■ Task details:
All of the lines below are to be transcribed faithfully, with pictures excluded from the copy.

========================================

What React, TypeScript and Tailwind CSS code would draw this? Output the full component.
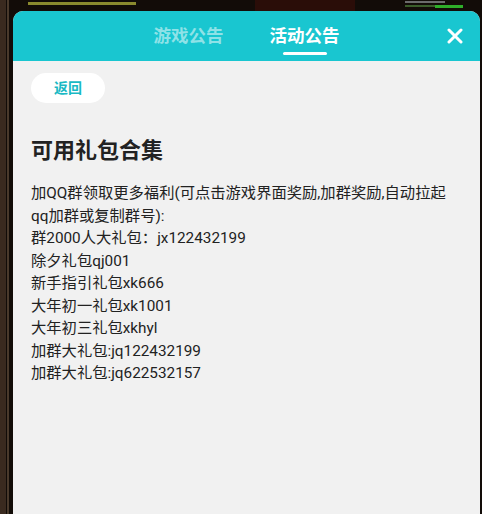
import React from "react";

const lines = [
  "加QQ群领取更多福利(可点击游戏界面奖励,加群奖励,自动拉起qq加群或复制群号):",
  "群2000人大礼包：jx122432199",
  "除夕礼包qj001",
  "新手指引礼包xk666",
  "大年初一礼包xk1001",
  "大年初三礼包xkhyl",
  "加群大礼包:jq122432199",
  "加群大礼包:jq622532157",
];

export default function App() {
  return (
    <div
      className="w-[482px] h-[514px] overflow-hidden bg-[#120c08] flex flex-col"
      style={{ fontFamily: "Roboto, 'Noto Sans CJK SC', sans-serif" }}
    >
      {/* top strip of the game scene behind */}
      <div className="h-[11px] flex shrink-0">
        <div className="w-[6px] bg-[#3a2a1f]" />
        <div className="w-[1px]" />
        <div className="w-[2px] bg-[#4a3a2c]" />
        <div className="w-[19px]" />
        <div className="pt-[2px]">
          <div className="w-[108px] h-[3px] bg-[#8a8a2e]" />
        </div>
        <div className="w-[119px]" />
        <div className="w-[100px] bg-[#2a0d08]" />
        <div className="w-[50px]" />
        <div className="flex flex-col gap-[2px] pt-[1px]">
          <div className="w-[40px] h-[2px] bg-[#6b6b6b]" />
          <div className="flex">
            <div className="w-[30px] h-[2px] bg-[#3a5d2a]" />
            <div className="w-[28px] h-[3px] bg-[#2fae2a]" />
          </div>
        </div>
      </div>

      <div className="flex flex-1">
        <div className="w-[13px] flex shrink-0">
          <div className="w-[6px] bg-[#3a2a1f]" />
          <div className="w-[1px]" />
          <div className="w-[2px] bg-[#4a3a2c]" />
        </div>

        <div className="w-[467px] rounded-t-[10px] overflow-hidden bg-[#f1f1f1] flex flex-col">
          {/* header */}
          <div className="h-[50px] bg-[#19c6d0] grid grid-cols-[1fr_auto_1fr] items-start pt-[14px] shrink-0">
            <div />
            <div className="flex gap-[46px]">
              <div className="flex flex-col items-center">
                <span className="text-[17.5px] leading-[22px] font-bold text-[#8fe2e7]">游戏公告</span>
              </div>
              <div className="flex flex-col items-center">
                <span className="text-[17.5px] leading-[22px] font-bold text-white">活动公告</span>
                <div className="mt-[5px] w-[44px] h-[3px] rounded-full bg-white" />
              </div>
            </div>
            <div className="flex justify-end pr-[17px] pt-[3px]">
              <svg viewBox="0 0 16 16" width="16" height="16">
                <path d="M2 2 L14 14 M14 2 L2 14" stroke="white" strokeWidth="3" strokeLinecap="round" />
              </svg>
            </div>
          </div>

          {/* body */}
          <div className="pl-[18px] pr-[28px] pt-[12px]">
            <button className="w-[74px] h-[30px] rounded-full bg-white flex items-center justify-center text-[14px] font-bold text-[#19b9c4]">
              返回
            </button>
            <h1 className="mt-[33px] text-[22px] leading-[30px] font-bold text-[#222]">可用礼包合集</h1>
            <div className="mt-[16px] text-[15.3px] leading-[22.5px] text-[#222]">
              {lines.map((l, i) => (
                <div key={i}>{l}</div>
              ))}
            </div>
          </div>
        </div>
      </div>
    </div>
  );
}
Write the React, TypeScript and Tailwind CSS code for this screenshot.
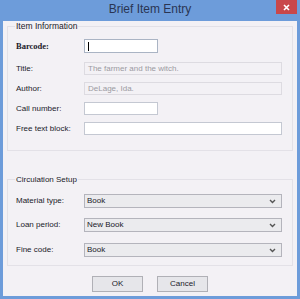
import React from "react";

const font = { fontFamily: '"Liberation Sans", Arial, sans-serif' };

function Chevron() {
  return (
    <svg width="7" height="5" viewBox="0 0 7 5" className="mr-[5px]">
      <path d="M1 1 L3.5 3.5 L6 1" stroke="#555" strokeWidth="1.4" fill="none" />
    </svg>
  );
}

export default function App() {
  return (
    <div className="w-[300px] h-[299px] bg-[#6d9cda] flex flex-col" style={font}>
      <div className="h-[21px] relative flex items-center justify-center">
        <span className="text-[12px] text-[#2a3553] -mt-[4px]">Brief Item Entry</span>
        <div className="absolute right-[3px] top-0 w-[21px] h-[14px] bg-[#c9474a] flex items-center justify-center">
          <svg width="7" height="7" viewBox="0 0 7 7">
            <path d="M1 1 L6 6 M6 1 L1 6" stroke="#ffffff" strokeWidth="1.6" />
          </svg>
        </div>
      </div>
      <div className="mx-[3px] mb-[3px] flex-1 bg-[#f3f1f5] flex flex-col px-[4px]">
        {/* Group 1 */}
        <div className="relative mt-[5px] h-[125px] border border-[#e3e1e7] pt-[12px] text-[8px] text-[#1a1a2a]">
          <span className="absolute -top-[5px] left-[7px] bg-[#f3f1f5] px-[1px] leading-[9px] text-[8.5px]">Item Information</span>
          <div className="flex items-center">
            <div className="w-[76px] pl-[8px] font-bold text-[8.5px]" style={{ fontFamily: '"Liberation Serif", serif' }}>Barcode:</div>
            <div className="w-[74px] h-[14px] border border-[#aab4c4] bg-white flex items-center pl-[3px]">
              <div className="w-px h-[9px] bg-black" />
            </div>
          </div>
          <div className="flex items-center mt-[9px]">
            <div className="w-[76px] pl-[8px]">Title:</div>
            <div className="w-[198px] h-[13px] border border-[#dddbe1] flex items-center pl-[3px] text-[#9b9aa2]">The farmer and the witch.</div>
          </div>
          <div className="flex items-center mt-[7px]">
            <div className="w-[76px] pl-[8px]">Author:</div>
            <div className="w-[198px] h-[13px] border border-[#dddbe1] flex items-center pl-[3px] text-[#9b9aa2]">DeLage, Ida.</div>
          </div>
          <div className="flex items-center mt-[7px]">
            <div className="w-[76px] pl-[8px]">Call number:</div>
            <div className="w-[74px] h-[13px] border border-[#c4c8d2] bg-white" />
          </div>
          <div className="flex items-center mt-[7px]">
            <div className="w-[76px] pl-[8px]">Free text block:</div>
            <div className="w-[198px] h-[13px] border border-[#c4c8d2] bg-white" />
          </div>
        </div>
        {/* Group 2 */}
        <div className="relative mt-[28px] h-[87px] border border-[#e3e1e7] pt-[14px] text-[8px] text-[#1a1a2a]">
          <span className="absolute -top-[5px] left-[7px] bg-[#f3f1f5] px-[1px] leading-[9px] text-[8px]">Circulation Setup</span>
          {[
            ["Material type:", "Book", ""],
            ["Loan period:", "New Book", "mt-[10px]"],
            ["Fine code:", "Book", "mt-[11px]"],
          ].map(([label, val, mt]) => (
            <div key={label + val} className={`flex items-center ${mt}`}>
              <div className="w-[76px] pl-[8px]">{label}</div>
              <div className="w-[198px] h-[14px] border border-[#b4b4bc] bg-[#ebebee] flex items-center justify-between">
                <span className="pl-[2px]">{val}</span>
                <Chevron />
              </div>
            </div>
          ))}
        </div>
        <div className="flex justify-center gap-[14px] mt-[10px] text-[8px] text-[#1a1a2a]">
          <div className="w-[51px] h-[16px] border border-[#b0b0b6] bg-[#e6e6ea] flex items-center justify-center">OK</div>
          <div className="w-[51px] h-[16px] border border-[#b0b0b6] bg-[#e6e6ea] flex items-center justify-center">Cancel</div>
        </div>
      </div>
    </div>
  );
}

========================================

■ Completed task:
What React, TypeScript and Tailwind CSS code would draw this? Output the full component.
import React from "react";

const lines = [
  "加QQ群领取更多福利(可点击游戏界面奖励,加群奖励,自动拉起qq加群或复制群号):",
  "群2000人大礼包：jx122432199",
  "除夕礼包qj001",
  "新手指引礼包xk666",
  "大年初一礼包xk1001",
  "大年初三礼包xkhyl",
  "加群大礼包:jq122432199",
  "加群大礼包:jq622532157",
];

export default function App() {
  return (
    <div
      className="w-[482px] h-[514px] overflow-hidden bg-[#120c08] flex flex-col"
      style={{ fontFamily: "Roboto, 'Noto Sans CJK SC', sans-serif" }}
    >
      {/* top strip of the game scene behind */}
      <div className="h-[11px] flex shrink-0">
        <div className="w-[6px] bg-[#3a2a1f]" />
        <div className="w-[1px]" />
        <div className="w-[2px] bg-[#4a3a2c]" />
        <div className="w-[19px]" />
        <div className="pt-[2px]">
          <div className="w-[108px] h-[3px] bg-[#8a8a2e]" />
        </div>
        <div className="w-[119px]" />
        <div className="w-[100px] bg-[#2a0d08]" />
        <div className="w-[50px]" />
        <div className="flex flex-col gap-[2px] pt-[1px]">
          <div className="w-[40px] h-[2px] bg-[#6b6b6b]" />
          <div className="flex">
            <div className="w-[30px] h-[2px] bg-[#3a5d2a]" />
            <div className="w-[28px] h-[3px] bg-[#2fae2a]" />
          </div>
        </div>
      </div>

      <div className="flex flex-1">
        <div className="w-[13px] flex shrink-0">
          <div className="w-[6px] bg-[#3a2a1f]" />
          <div className="w-[1px]" />
          <div className="w-[2px] bg-[#4a3a2c]" />
        </div>

        <div className="w-[467px] rounded-t-[10px] overflow-hidden bg-[#f1f1f1] flex flex-col">
          {/* header */}
          <div className="h-[50px] bg-[#19c6d0] grid grid-cols-[1fr_auto_1fr] items-start pt-[14px] shrink-0">
            <div />
            <div className="flex gap-[46px]">
              <div className="flex flex-col items-center">
                <span className="text-[17.5px] leading-[22px] font-bold text-[#8fe2e7]">游戏公告</span>
              </div>
              <div className="flex flex-col items-center">
                <span className="text-[17.5px] leading-[22px] font-bold text-white">活动公告</span>
                <div className="mt-[5px] w-[44px] h-[3px] rounded-full bg-white" />
              </div>
            </div>
            <div className="flex justify-end pr-[17px] pt-[3px]">
              <svg viewBox="0 0 16 16" width="16" height="16">
                <path d="M2 2 L14 14 M14 2 L2 14" stroke="white" strokeWidth="3" strokeLinecap="round" />
              </svg>
            </div>
          </div>

          {/* body */}
          <div className="pl-[18px] pr-[28px] pt-[12px]">
            <button className="w-[74px] h-[30px] rounded-full bg-white flex items-center justify-center text-[14px] font-bold text-[#19b9c4]">
              返回
            </button>
            <h1 className="mt-[33px] text-[22px] leading-[30px] font-bold text-[#222]">可用礼包合集</h1>
            <div className="mt-[16px] text-[15.3px] leading-[22.5px] text-[#222]">
              {lines.map((l, i) => (
                <div key={i}>{l}</div>
              ))}
            </div>
          </div>
        </div>
      </div>
    </div>
  );
}
Write the React, TypeScript and Tailwind CSS code for this screenshot.
import React from "react";

const font = { fontFamily: '"Liberation Sans", Arial, sans-serif' };

function Chevron() {
  return (
    <svg width="7" height="5" viewBox="0 0 7 5" className="mr-[5px]">
      <path d="M1 1 L3.5 3.5 L6 1" stroke="#555" strokeWidth="1.4" fill="none" />
    </svg>
  );
}

export default function App() {
  return (
    <div className="w-[300px] h-[299px] bg-[#6d9cda] flex flex-col" style={font}>
      <div className="h-[21px] relative flex items-center justify-center">
        <span className="text-[12px] text-[#2a3553] -mt-[4px]">Brief Item Entry</span>
        <div className="absolute right-[3px] top-0 w-[21px] h-[14px] bg-[#c9474a] flex items-center justify-center">
          <svg width="7" height="7" viewBox="0 0 7 7">
            <path d="M1 1 L6 6 M6 1 L1 6" stroke="#ffffff" strokeWidth="1.6" />
          </svg>
        </div>
      </div>
      <div className="mx-[3px] mb-[3px] flex-1 bg-[#f3f1f5] flex flex-col px-[4px]">
        {/* Group 1 */}
        <div className="relative mt-[5px] h-[125px] border border-[#e3e1e7] pt-[12px] text-[8px] text-[#1a1a2a]">
          <span className="absolute -top-[5px] left-[7px] bg-[#f3f1f5] px-[1px] leading-[9px] text-[8.5px]">Item Information</span>
          <div className="flex items-center">
            <div className="w-[76px] pl-[8px] font-bold text-[8.5px]" style={{ fontFamily: '"Liberation Serif", serif' }}>Barcode:</div>
            <div className="w-[74px] h-[14px] border border-[#aab4c4] bg-white flex items-center pl-[3px]">
              <div className="w-px h-[9px] bg-black" />
            </div>
          </div>
          <div className="flex items-center mt-[9px]">
            <div className="w-[76px] pl-[8px]">Title:</div>
            <div className="w-[198px] h-[13px] border border-[#dddbe1] flex items-center pl-[3px] text-[#9b9aa2]">The farmer and the witch.</div>
          </div>
          <div className="flex items-center mt-[7px]">
            <div className="w-[76px] pl-[8px]">Author:</div>
            <div className="w-[198px] h-[13px] border border-[#dddbe1] flex items-center pl-[3px] text-[#9b9aa2]">DeLage, Ida.</div>
          </div>
          <div className="flex items-center mt-[7px]">
            <div className="w-[76px] pl-[8px]">Call number:</div>
            <div className="w-[74px] h-[13px] border border-[#c4c8d2] bg-white" />
          </div>
          <div className="flex items-center mt-[7px]">
            <div className="w-[76px] pl-[8px]">Free text block:</div>
            <div className="w-[198px] h-[13px] border border-[#c4c8d2] bg-white" />
          </div>
        </div>
        {/* Group 2 */}
        <div className="relative mt-[28px] h-[87px] border border-[#e3e1e7] pt-[14px] text-[8px] text-[#1a1a2a]">
          <span className="absolute -top-[5px] left-[7px] bg-[#f3f1f5] px-[1px] leading-[9px] text-[8px]">Circulation Setup</span>
          {[
            ["Material type:", "Book", ""],
            ["Loan period:", "New Book", "mt-[10px]"],
            ["Fine code:", "Book", "mt-[11px]"],
          ].map(([label, val, mt]) => (
            <div key={label + val} className={`flex items-center ${mt}`}>
              <div className="w-[76px] pl-[8px]">{label}</div>
              <div className="w-[198px] h-[14px] border border-[#b4b4bc] bg-[#ebebee] flex items-center justify-between">
                <span className="pl-[2px]">{val}</span>
                <Chevron />
              </div>
            </div>
          ))}
        </div>
        <div className="flex justify-center gap-[14px] mt-[10px] text-[8px] text-[#1a1a2a]">
          <div className="w-[51px] h-[16px] border border-[#b0b0b6] bg-[#e6e6ea] flex items-center justify-center">OK</div>
          <div className="w-[51px] h-[16px] border border-[#b0b0b6] bg-[#e6e6ea] flex items-center justify-center">Cancel</div>
        </div>
      </div>
    </div>
  );
}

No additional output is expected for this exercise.